Private markets to drive AWM growth and returns 

The report demonstrates that as the global economy heads back into growth, and inflationary and interest rate pressures ease, global AWM revenues will bounce back to reach US$622.1 billion by 2027, topping the record highs of US$599.4 billion generated in 2021. PwC expects this increase to be led by a continued surge in private markets revenues, which will account for around half of global AWM revenues by 2027, up from 37.6% in 2020. Private markets, which represented 10.6% of AUM in 2022, will drive 49.7% of global revenues by 2027. Meanwhile, passives are set to drive just 6.4% of global revenues by 2027, despite accounting for 26.4% of global AUM in 2022.

APAC and emerging markets to set pace of growth 

Asia-Pacific, along with emerging markets in Africa and the Middle East, will set the pace of growth in AUM. In PwC's base-case scenario, growth rates in Asia-Pacific will be roughly 50% higher than in North America by 2027. Previously slow industry expansion in the Middle East – due to complex regulatory environments – is expected to pick up, as AWM organisations seeking new markets for revenue growth have renewed impetus to make inroads into these highly valuable regions.

Purpose, DE&I and ESG are imperative  

AWM organisations are embracing purpose-led growth and ESG in areas such as funding for the net-zero transition alongside imperatives to improve diversity, equity and inclusion (DEI) across the industry.
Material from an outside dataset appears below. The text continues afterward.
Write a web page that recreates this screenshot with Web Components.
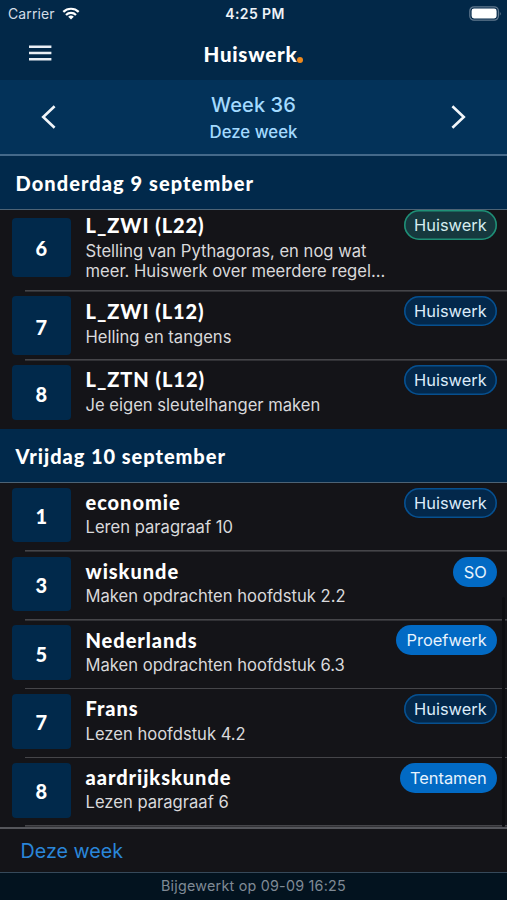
<!DOCTYPE html>
<html lang="nl">
<head>
<meta charset="utf-8">
<title>Huiswerk</title>
<style>
  html, body {
    margin: 0;
    height: 100%;
    background: #141418;
  }

  body {
    overflow: hidden;
    color: #fff;
    font-family: Inter, "Liberation Sans", sans-serif;
    --heading: Lato, "Open Sans", sans-serif;
    --navy: #01294b;
  }
</style>
</head>
<body>
<homework-app></homework-app>

<script>
  class StatusBar extends HTMLElement {
    connectedCallback() {
      this.attachShadow({ mode: 'open' });
      this.shadowRoot.innerHTML = `
        <style>
          :host {
            display: grid;
            grid-template-columns: 1fr auto 1fr;
            align-items: center;
            height: 27px;
            padding: 0 5px 1px 8px;
            font-size: 14px;
          }
          .carrier {
            display: flex;
            align-items: center;
            gap: 7px;
            color: #d3dde7;
            letter-spacing: 0.1px;
          }
          .time {
            font-weight: 600;
            font-size: 14px;
            letter-spacing: 0.4px;
            color: #eef3f8;
          }
          .battery {
            justify-self: end;
          }
          svg {
            display: block;
          }
        </style>
        <div class="carrier">
          <span>Carrier</span>
          <svg width="18" height="13" viewBox="0 0 18 13" fill="none" stroke="#fff" stroke-width="2.2">
            <path d="M1.3 4.9a11 11 0 0 1 15.4 0"/>
            <path d="M4 8a7.1 7.1 0 0 1 10 0"/>
            <path d="M9 12.6 6.2 9.8a4 4 0 0 1 5.6 0z" fill="#fff" stroke="none"/>
          </svg>
        </div>
        <span class="time">4:25 PM</span>
        <svg class="battery" width="33" height="15" viewBox="0 0 33 15">
          <rect x="0.8" y="0.8" width="28.6" height="13.4" rx="4.2" fill="none" stroke="#62798f" stroke-width="1.2"/>
          <rect x="2.6" y="2.6" width="25" height="9.8" rx="2.4" fill="#fff"/>
          <path d="M30.8 5.2q1.8 2.3 0 4.6z" fill="#62798f"/>
        </svg>
      `;
    }
  }

  class AppHeader extends HTMLElement {
    connectedCallback() {
      this.attachShadow({ mode: 'open' });
      this.shadowRoot.innerHTML = `
        <style>
          :host {
            display: grid;
            grid-template-columns: 1fr auto 1fr;
            align-items: center;
            height: 52px;
            padding: 0 28px;
          }
          svg {
            display: block;
            margin-bottom: 3px;
          }
          h1 {
            margin: 0;
            font: 900 20.5px/50px var(--heading);
            letter-spacing: 0.75px;
          }
          .dot {
            display: inline-block;
            width: 6px;
            height: 6px;
            margin-bottom: -1px;
            border-radius: 50%;
            background: #ef8a1d;
          }
        </style>
        <svg width="24" height="18" viewBox="0 0 24 18" stroke="#e9eef4" stroke-width="2.6">
          <path d="M1 2.8h22.4M1 9h22.4M1 15.2h22.4"/>
        </svg>
        <h1><slot></slot><span class="dot"></span></h1>
      `;
    }
  }

  class WeekPicker extends HTMLElement {
    connectedCallback() {
      this.attachShadow({ mode: 'open' });
      this.shadowRoot.innerHTML = `
        <style>
          :host {
            display: flex;
            justify-content: space-between;
            align-items: center;
            box-sizing: border-box;
            height: 76px;
            padding: 0 40px;
            background: #033259;
            border-bottom: 2px solid #44698a;
            text-align: center;
            font-weight: 500;
            color: #a3daff;
          }
          .text {
            padding-top: 3px;
          }
          .week {
            font-size: 20px;
            line-height: 27px;
            letter-spacing: 0.1px;
          }
          .label {
            font-size: 16.8px;
            line-height: 27px;
          }
          svg {
            display: block;
            fill: none;
            stroke: #f2f6fa;
            stroke-width: 2.6;
          }
        </style>
        <svg width="16" height="24" viewBox="0 0 16 24"><path d="M14.6 1.2 3.2 12l11.4 10.8"/></svg>
        <div class="text">
          <div class="week"><slot name="week"></slot></div>
          <div class="label"><slot></slot></div>
        </div>
        <svg width="16" height="24" viewBox="0 0 16 24"><path d="M1.4 1.2 12.8 12 1.4 22.8"/></svg>
      `;
    }
  }

  class DayHeader extends HTMLElement {
    connectedCallback() {
      this.attachShadow({ mode: 'open' });
      this.shadowRoot.innerHTML = `
        <style>
          :host {
            display: block;
            box-sizing: border-box;
            height: 54px;
            padding-left: 15.5px;
            background: var(--navy);
            border-bottom: 1.5px solid #4d6375;
            font: 900 20px/54px var(--heading);
            letter-spacing: 1.06px;
          }
        </style>
        <slot></slot>
      `;
    }
  }

  class TypeBadge extends HTMLElement {
    connectedCallback() {
      this.attachShadow({ mode: 'open' });
      this.shadowRoot.innerHTML = `
        <style>
          :host {
            display: block;
            box-sizing: border-box;
            height: 30px;
            padding: 0 10.3px;
            border-radius: 15px;
            background: #03284b;
            box-shadow: inset 0 0 0 1.6px #07508f;
            color: #dcebf9;
            font-size: 16.4px;
            line-height: 30.5px;
            white-space: nowrap;
          }
          :host([kind="done"]) {
            background: #16383e;
            box-shadow: inset 0 0 0 1.6px #1f9076;
            color: #d5ecee;
          }
          :host([kind="test"]) {
            background: #026ac4;
            box-shadow: none;
            color: #e8f3fd;
          }
        </style>
        <slot></slot>
      `;
    }
  }

  class HomeworkItem extends HTMLElement {
    connectedCallback() {
      this.attachShadow({ mode: 'open' });
      this.shadowRoot.innerHTML = `
        <style>
          :host {
            display: flex;
            align-items: flex-start;
            box-sizing: border-box;
            height: var(--row, 68.8px);
            padding: 4.8px 10px 0 12px;
            /* divider starts halfway into the tile column */
            background: linear-gradient(#454549, #454549) 25px 100% / 100% 1.6px no-repeat;
          }
          :host([last-of-day]) {
            background: none;
          }
          .hour {
            flex: none;
            display: grid;
            place-items: center;
            box-sizing: border-box;
            width: 58.5px;
            height: var(--tile, 54.6px);
            padding-top: 2px;
            border-radius: 4px;
            background: var(--navy);
            font: 900 20px/24px var(--heading);
          }
          .body {
            flex: 1;
            min-width: 0;
            padding-left: 15px;
            margin-top: var(--text-top, 1.2px);
          }
          h2 {
            margin: 0 0 var(--gap, 1.2px);
            font: 900 20px/27px var(--heading);
            letter-spacing: 0.95px;
            white-space: nowrap;
          }
          p {
            margin: 0;
            font-size: 16.6px;
            line-height: 20px;
            color: #d9d9db;
            white-space: pre-line;
          }
          type-badge {
            flex: none;
            margin-top: var(--badge-top, 0px);
          }
        </style>
        <div class="hour">${this.getAttribute('hour')}</div>
        <div class="body">
          <h2>${this.getAttribute('subject')}</h2>
          <p><slot></slot></p>
        </div>
        <type-badge kind="${this.getAttribute('kind') || ''}">${this.getAttribute('type')}</type-badge>
      `;
    }
  }

  class SyncFooter extends HTMLElement {
    connectedCallback() {
      this.attachShadow({ mode: 'open' });
      this.shadowRoot.innerHTML = `
        <style>
          :host {
            display: block;
            flex: none;
            position: relative;
            background: #141418;
          }
          .today {
            box-sizing: border-box;
            height: 45px;
            padding-left: 20.5px;
            border-top: 2.5px solid #55565b;
            font-size: 19.7px;
            line-height: 44px;
            color: #2a86d9;
          }
          .updated {
            box-sizing: border-box;
            height: 28px;
            border-top: 1.5px solid #36495a;
            background: #03131f;
            font-size: 14.3px;
            line-height: 26px;
            letter-spacing: 0.24px;
            text-align: center;
            color: #7f8a95;
          }
        </style>
        <div class="today">Deze week</div>
        <div class="updated">Bijgewerkt op 09-09 16:25</div>
      `;
    }
  }

  class HomeworkApp extends HTMLElement {
    connectedCallback() {
      this.attachShadow({ mode: 'open' });
      this.shadowRoot.innerHTML = `
        <style>
          :host {
            display: flex;
            flex-direction: column;
            width: 507px;
            height: 900px;
            overflow: hidden;
          }
          .top {
            flex: none;
            background: #022848;
          }
          .list {
            flex: 1;
            min-height: 0;
            overflow: hidden;
            position: relative;
          }
          .scrollbar {
            position: absolute;
            right: 2px;
            top: 387px;
            width: 3px;
            bottom: 0;
            border-radius: 2px;
            background: #0e0e11;
          }
        </style>
        <div class="top">
          <status-bar></status-bar>
          <app-header>Huiswerk</app-header>
          <week-picker><span slot="week">Week 36</span>Deze week</week-picker>
          <day-header>Donderdag 9 september</day-header>
        </div>
        <div class="list">
          <homework-item hour="6" subject="L_ZWI (L22)" type="Huiswerk" kind="done"
            style="--row: 81.5px; --tile: 59px; padding-top: 7.5px; --badge-top: -7.5px; --text-top: -5.2px; --gap: 1.2px">Stelling van Pythagoras, en nog wat
meer. Huiswerk over meerdere regel...</homework-item>
          <homework-item hour="7" subject="L_ZWI (L12)" type="Huiswerk"
            style="--row: 69px; --tile: 58.5px; --text-top: 1.7px; --gap: 2px">Helling en tangens</homework-item>
          <homework-item hour="8" subject="L_ZTN (L12)" type="Huiswerk" last-of-day
            style="--row: 68.5px">Je eigen sleutelhanger maken</homework-item>
          <day-header style="letter-spacing: 0.95px">Vrijdag 10 september</day-header>
          <homework-item hour="1" subject="economie" type="Huiswerk">Leren paragraaf 10</homework-item>
          <homework-item hour="3" subject="wiskunde" type="SO" kind="test">Maken opdrachten hoofdstuk 2.2</homework-item>
          <homework-item hour="5" subject="Nederlands" type="Proefwerk" kind="test">Maken opdrachten hoofdstuk 6.3</homework-item>
          <homework-item hour="7" subject="Frans" type="Huiswerk">Lezen hoofdstuk 4.2</homework-item>
          <homework-item hour="8" subject="aardrijkskunde" type="Tentamen" kind="test">Lezen paragraaf 6</homework-item>
          <div class="scrollbar"></div>
        </div>
        <sync-footer></sync-footer>
      `;
    }
  }

  customElements.define('status-bar', StatusBar);
  customElements.define('app-header', AppHeader);
  customElements.define('week-picker', WeekPicker);
  customElements.define('day-header', DayHeader);
  customElements.define('type-badge', TypeBadge);
  customElements.define('homework-item', HomeworkItem);
  customElements.define('sync-footer', SyncFooter);
  customElements.define('homework-app', HomeworkApp);
</script>
</body>
</html>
More than half (57%) saw employees increasingly demand disclosures on the organisation's impact on the economy, with 50% demanding disclosures over ESG matters. However, only 37% say employers are taking action around improving DEI.  
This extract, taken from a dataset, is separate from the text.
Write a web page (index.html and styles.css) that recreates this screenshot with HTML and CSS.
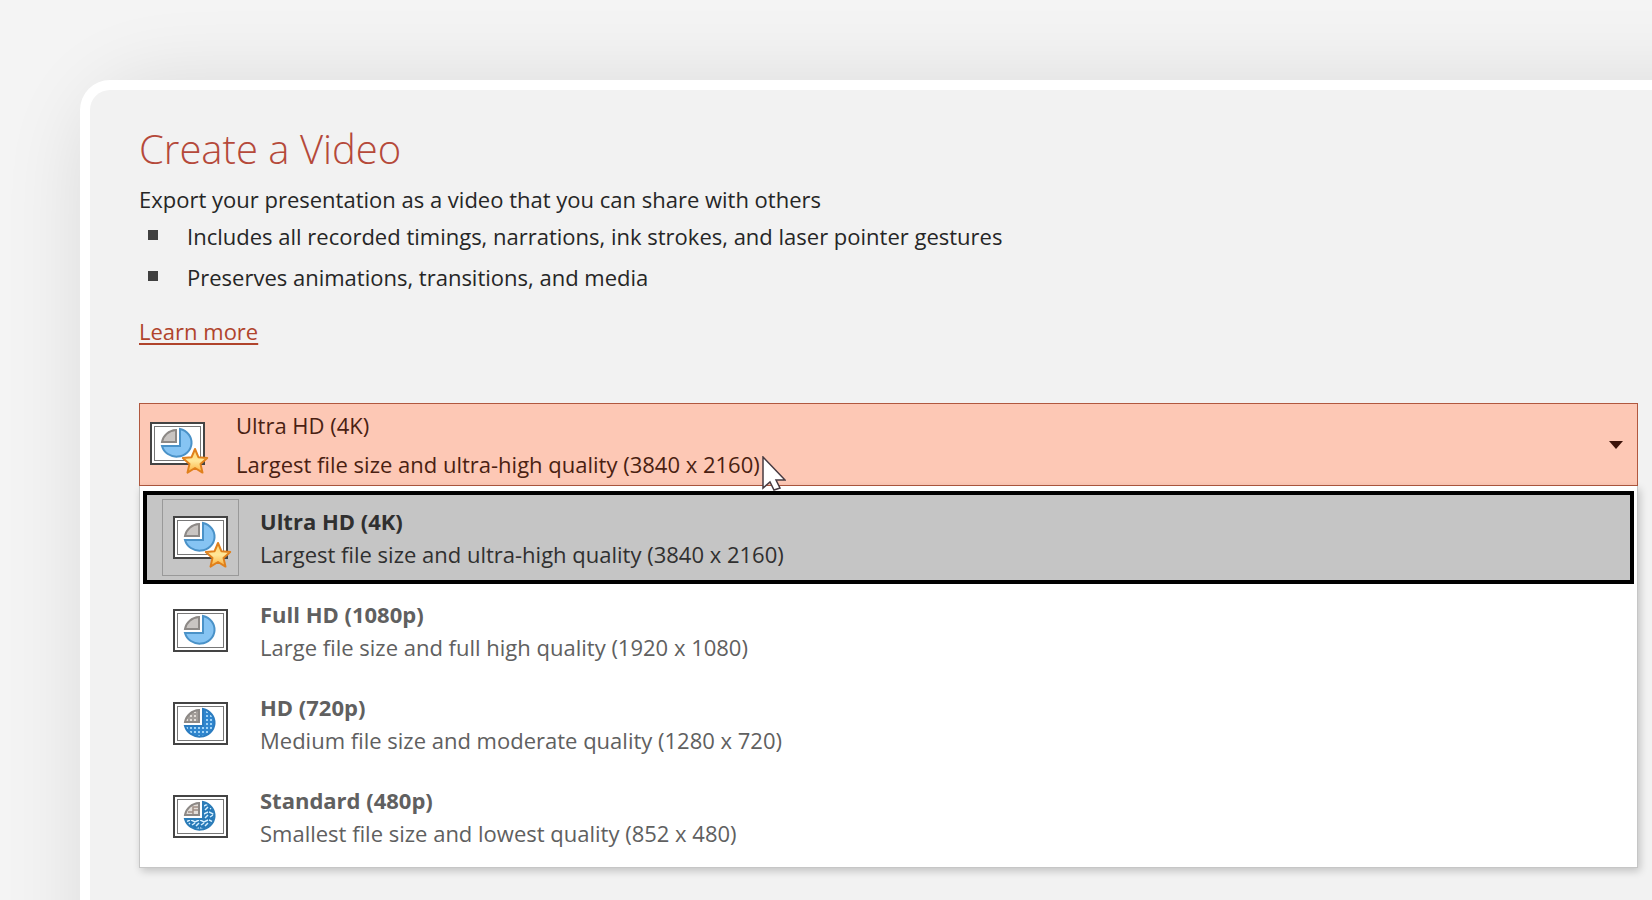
FILE: index.html
```html
<!DOCTYPE html>
<html lang="en">
<head>
<meta charset="utf-8">
<title>Create a Video</title>
<meta name="viewport" content="width=device-width, initial-scale=1">
<link rel="stylesheet" href="styles.css">
</head>
<body>
<svg class="defs" aria-hidden="true">
  <defs>
    <pattern id="dots" width="4" height="4" patternUnits="userSpaceOnUse">
      <rect width="4" height="4" fill="#2f86cf"/><rect x="1" y="1" width="2" height="2" fill="#9fd3f7"/>
    </pattern>
    <pattern id="dots-gray" width="4" height="4" patternUnits="userSpaceOnUse">
      <rect width="4" height="4" fill="#a39e9a"/><rect x="1" y="1" width="2" height="2" fill="#e3ded9"/>
    </pattern>
    <pattern id="rough" width="9" height="8" patternUnits="userSpaceOnUse">
      <rect width="9" height="8" fill="#2679b8"/><path d="M0 1l4 2 4-2M1 6l3-2M5 7l3-3" stroke="#d5efff" stroke-width="1.5" fill="none"/>
    </pattern>
    <linearGradient id="gold" x1="0" y1="0" x2="0" y2="1">
      <stop offset="0" stop-color="#ffd36b"/><stop offset=".5" stop-color="#ffe79a"/><stop offset="1" stop-color="#fbb13c"/>
    </linearGradient>
    <symbol id="frame" viewBox="0 0 60 54">
      <rect x="1" y="1" width="53" height="41" fill="#fff" stroke="#444" stroke-width="2"/>
      <rect x="4.5" y="4.5" width="46" height="34" fill="#fff" stroke="#777"/>
    </symbol>
    <symbol id="star" viewBox="0 0 60 54">
      <path d="M45 27l3.400 8.200 8.800.8-6.700 5.900 2 8.700-7.500-4.600-7.500 4.600 2-8.700-6.700-5.900 8.800-.8z" fill="url(#gold)" stroke="#e0801c" stroke-width="2" stroke-linejoin="round"/>
    </symbol>
  </defs>
</svg>
<main class="card">
  <h1 class="title">Create a Video</h1>
  <p class="lead">Export your presentation as a video that you can share with others</p>
  <ul class="features">
    <li>Includes all recorded timings, narrations, ink strokes, and laser pointer gestures</li>
    <li>Preserves animations, transitions, and media</li>
  </ul>
  <a class="more" href="#">Learn more</a>

  <div class="picker">
    <button class="combo" type="button" aria-haspopup="listbox" aria-expanded="true" aria-controls="quality">
      <svg class="icon" viewBox="0 0 60 54" aria-hidden="true">
        <use href="#frame"/>
        <path d="M30 7A15 14 0 1 1 12 24H30z" fill="#86c4f3" stroke="#4a92c8" stroke-width="2"/>
        <path d="M26 8v12H12A15 14 0 0 1 26 8z" fill="#c9c5c2" stroke="#8d8986" stroke-width="2"/>
        <use href="#star"/>
      </svg>
      <span class="combo-text"><span>Ultra HD (4K)</span><span>Largest file size and ultra-high quality (3840 x 2160)</span></span>
      <svg class="arrow" viewBox="0 0 14 8" aria-hidden="true"><path d="M0 0h14L7 8z" fill="#3b130a"/></svg>
    </button>

    <div class="list" id="quality" role="listbox" aria-label="Video quality">
      <button class="option selected" type="button" role="option" aria-selected="true">
        <span class="thumb">
          <svg class="icon" viewBox="0 0 60 54" aria-hidden="true">
            <use href="#frame"/>
            <path d="M30 7A15 14 0 1 1 12 24H30z" fill="#86c4f3" stroke="#4a92c8" stroke-width="2"/>
            <path d="M26 8v12H12A15 14 0 0 1 26 8z" fill="#c9c5c2" stroke="#8d8986" stroke-width="2"/>
            <use href="#star"/>
          </svg>
        </span>
        <span class="option-text"><strong>Ultra HD (4K)</strong><span>Largest file size and ultra-high quality (3840 x 2160)</span></span>
      </button>
      <button class="option" type="button" role="option" aria-selected="false">
        <span class="thumb">
          <svg class="icon" viewBox="0 0 60 54" aria-hidden="true">
            <use href="#frame"/>
            <path d="M30 7A15 14 0 1 1 12 24H30z" fill="#86c4f3" stroke="#4a92c8" stroke-width="2"/>
            <path d="M26 8v12H12A15 14 0 0 1 26 8z" fill="#c9c5c2" stroke="#8d8986" stroke-width="2"/>
          </svg>
        </span>
        <span class="option-text"><strong>Full HD (1080p)</strong><span>Large file size and full high quality (1920 x 1080)</span></span>
      </button>
      <button class="option" type="button" role="option" aria-selected="false">
        <span class="thumb">
          <svg class="icon" viewBox="0 0 60 54" aria-hidden="true">
            <use href="#frame"/>
            <path d="M30 7A15 14 0 1 1 12 24H30z" fill="url(#dots)" stroke="#2b7cc0" stroke-width="2"/>
            <path d="M26 8v12H12A15 14 0 0 1 26 8z" fill="url(#dots-gray)" stroke="#8d8986" stroke-width="2"/>
          </svg>
        </span>
        <span class="option-text"><strong>HD (720p)</strong><span>Medium file size and moderate quality (1280 x 720)</span></span>
      </button>
      <button class="option" type="button" role="option" aria-selected="false">
        <span class="thumb">
          <svg class="icon" viewBox="0 0 60 54" aria-hidden="true">
            <use href="#frame"/>
            <path d="M30 7A15 14 0 1 1 12 24H30z" fill="url(#rough)" stroke="#2b7cb8" stroke-width="2"/>
            <path d="M26 8v12H12A15 14 0 0 1 26 8z" fill="#e3ded9" stroke="#8d8986" stroke-width="2"/>
            <path d="M15 17h5v-5h5M20 19v-4h5" fill="none" stroke="#a08f85" stroke-width="1.5"/>
          </svg>
        </span>
        <span class="option-text"><strong>Standard (480p)</strong><span>Smallest file size and lowest quality (852 x 480)</span></span>
      </button>
    </div>
    <svg class="cursor" viewBox="0 0 24 36" aria-hidden="true"><path d="M1 1v31l7-6 4 8 6-2-4-8h9z" fill="#fff" stroke="#473b42" stroke-width="1.5"/></svg>
  </div>
</main>
</body>
</html>
```
FILE: styles.css
```css
* { box-sizing: border-box; }

body {
  margin: 0;
  padding: 80px 0 0 80px;
  min-height: 100vh;
  display: flex;
  background: #f4f4f4;
  color: #262626;
  font: 22px/32px "Open Sans", "Noto Sans", sans-serif;
}

.defs { position: absolute; width: 0; height: 0; }

/* Offset and spread cancel out on the top and left, so the shadow stays even up to the window edges. */
.card {
  flex: 1;
  padding: 34px 14px 20px 49px;
  border: 10px solid #fff;
  border-width: 10px 0 0 10px;
  border-top-left-radius: 30px;
  background: #f2f2f2;
  box-shadow: 60px 60px 80px 60px rgba(0, 0, 0, 0.1);
}

.title {
  margin: 0;
  color: #b5493a;
  font-size: 40px;
  font-weight: 300;
  line-height: 50px;
}

.lead { margin: 9px 0 5px; }

.features {
  display: grid;
  gap: 9px;
  margin: 0 0 22px;
  padding: 0;
  list-style: none;
}

.features li { display: flex; padding-left: 9px; }

.features li::before {
  content: "";
  flex: none;
  width: 10px;
  height: 10px;
  margin: 10px 29px 0 0;
  background: #404040;
}

.more {
  display: table;
  color: #b0442c;
  text-decoration-thickness: 2px;
  text-underline-offset: 3px;
}

.picker { position: relative; margin-top: 56px; }

button {
  display: flex;
  align-items: center;
  width: 100%;
  border: 0;
  background: none;
  color: inherit;
  font: inherit;
  text-align: left;
}

.combo {
  height: 83px;
  padding: 0 14px 0 10px;
  border: 1px solid #b0583f;
  background: #fdc8b5;
  color: #4a1f12;
}

.icon { flex: none; width: 60px; height: 54px; }

.combo .icon { margin-top: 8px; }

.combo-text {
  display: grid;
  flex: 1;
  padding-left: 26px;
  line-height: 39px;
}

.arrow { width: 14px; height: 8px; }

.cursor {
  position: absolute;
  left: 623px;
  top: 53px;
  width: 24px;
  height: 36px;
}

.list {
  padding: 5px 3px 4px;
  border: 1px solid #c6c6c6;
  border-top: 0;
  background: #fff;
  box-shadow: 2px 3px 8px rgba(0, 0, 0, 0.2);
}

.option {
  height: 93px;
  padding: 0 15px;
  border: 4px solid transparent;
  color: #606060;
}

.selected {
  border-color: #000;
  background: #c5c5c5;
  color: #303030;
}

.thumb {
  display: flex;
  padding: 16px 5px 5px 10px;
  border: 1px solid transparent;
}

.selected .thumb { border-color: #999; }

.option-text {
  display: grid;
  padding-left: 21px;
  line-height: 33px;
}
```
John Garvey, PwC Global Financial Services Leader, PwC United States, said:

"The rebound in equity valuations over the first six months of 2023 is a testament to the resiliency of the markets and the benefits of diversification. We're in fact already seeing the emergence of a new breed of investment firm: AI tech-enabled, customer-focused and prepared to operate across a wide range of asset types, both within and outside traditional asset and wealth management."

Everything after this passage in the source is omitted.